Menelisik Tradisi Mudik

Rep: c94/ Red: Agung Sasongko

Ahad 12 Jul 2015 17:19 WIB

Tradisi Mudik Foto: MgROL17 Tradisi Mudik

REPUBLIKA.CO.ID, JAKARTA -- Tradisi mudik dari tahun ke tahun menunjukan peningkatan signifikan. Berdasarkan pemaparan Menteri Perhubungan Ignasius Jonan angka pemudik tahun 2015 akan mengalami kenaikan dua persen dari angka pemudik sebanyak 20 juta penduduk.

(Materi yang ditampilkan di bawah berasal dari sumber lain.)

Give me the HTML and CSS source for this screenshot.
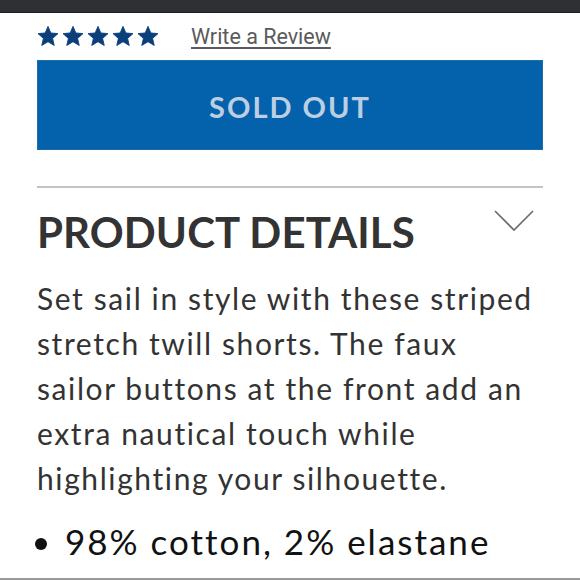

Di Ibukota Jakarta, Dinas Dukcapil mencatat sebanyak 3.763.392 jiwa yang akan melakukan mudik pada Tahun ini. Angka itu mengalami kenaikan sebesar tiga persen dari tahun lalu yang jumlahnya 3.616.774.

Meski begitu, ternyata angka yang diperkirakan belum termasuk jumlah pemudik lain lantaran kesulitan untuk menghitung total keseluruhan. Sebab, prediksi itu belum termasuk pengguna sepeda motor, angkutan roda tiga, serta pengguna jalan tol termasuk mobil pribadi.

Jika keseluruhan moda angkutan Lebaran tersebut ikut diperhitungkan, maka dapat diperkirakan jumlah warga dalam arus mudik melalui Jakarta bisa mencapai kurang lebih 6,5 juta jiwa.

Di Indonesia, budaya mudik merupakan tradisi. Masyarakat serentak berpindah dari kota-kota besar untuk pulang ke kampung halaman.  Asal usul kata mudik sendiri, menurut pemaparan sejarawan JJ Rizal mudik dalam tradisi Betawi Melayu adalah melakukan perjalanan ke arah selatan.

"Dia pergi ke arah selatan terkait dengan balik arah dari arus besar sungai ciliwung,"katanya kepada ROL Sabtu (11/7). Perlu patokan waktu untuk menentukan kata mudik yang banyak menafsirkan pada hulu dan hilir atau hilir dan mudik.  

Menurut Rizal, pada masa Hindia-Belanda kalau kata udik ini merupakan perpindahan dari kota Benteng Batavia akibat penyakit sehingga membuat penduduk saat itu pindah ke selatan. "Jadi kalau orang Betawi bilang mudikin itu artinya ke selatan. Nah orang udik itu adalah orang di selatan,"ujarnya.

Dia menjelaskan, proses migrasi pada masa itu adalah pergi ke arah selatan. Sebab, dulu para pekerja budak, pembantu, atau orang berasal dari kampung jika masuk ke wilayah  Batavia mereka menyebutnya masuk kota.

Mereka berangkat dari kota itu menyebutnya ngetanen. Sedangkan, balik disebut dengan mudikin. "Jadi balik ke udik karena mereka orang udik,"kata sejarawan dari Penerbit Komunitas Bambu itu.

JJ Rizal menambahkan, kata mudik kemudian menjadi dominan lantaran mereka rutin melakukannya tanpa batasan hari-hari tertentu. Sehingga kapanpun mereka meninggalkan rumah tuannya di Batavia untuk kembali ke daerah kampungnya di selatan memiliki artinya mudikin.

Kata udik sendiri berasal dari Betawi Melayu. Meski demikian, Rizal menerangkan, kata mudik sendiri juga diartikan atau asalkan oleh budaya lainnya seperti di Jawa dengan istilah Munduh Ditilik. "Itu hanya masalah utak-atik kata saja. Tapi itu lahir dari konsep pertumbuhan kota ketika ada urbanisasi,"ungkapnya.

Dia mengatakan, Konsep mudik sendiri awalnya tidak melulu terkait dengan perayaan penting seperti Idul Fitri atau Lebaran. Jadi perkembangannya jika ada seorang pulang kampung itu artinya dia mudik. "Misalnya pembantu situ kemana?, Mudik. Jadi Tidak hanya lebaran tapi bisa kapan saja sebulan atau tiga bulan sekali. Jadi tidak hanya karena perayaan. dia punya udik. Dia punya kampung. Udik tuh ya kampung,"katanya.

Seiring perkembangan urbanisasi kata mudik sediri sudah tidak bermakna pergi ke kampung atau ke Selatan. Pemaknaan mudik saat ini bisa diartikan ke mana saja ke Utara, Barat, atau Timur.

"Karena kemudian Jakarta memang didatangi dari mana-mana. Jadi konsep yang orientasinya ke arah selatan karena balik lagi sama dengan arti awalnya. Karena proses urbanisasi itu mendatangkan orang dari segala macem arah,"ujarnya.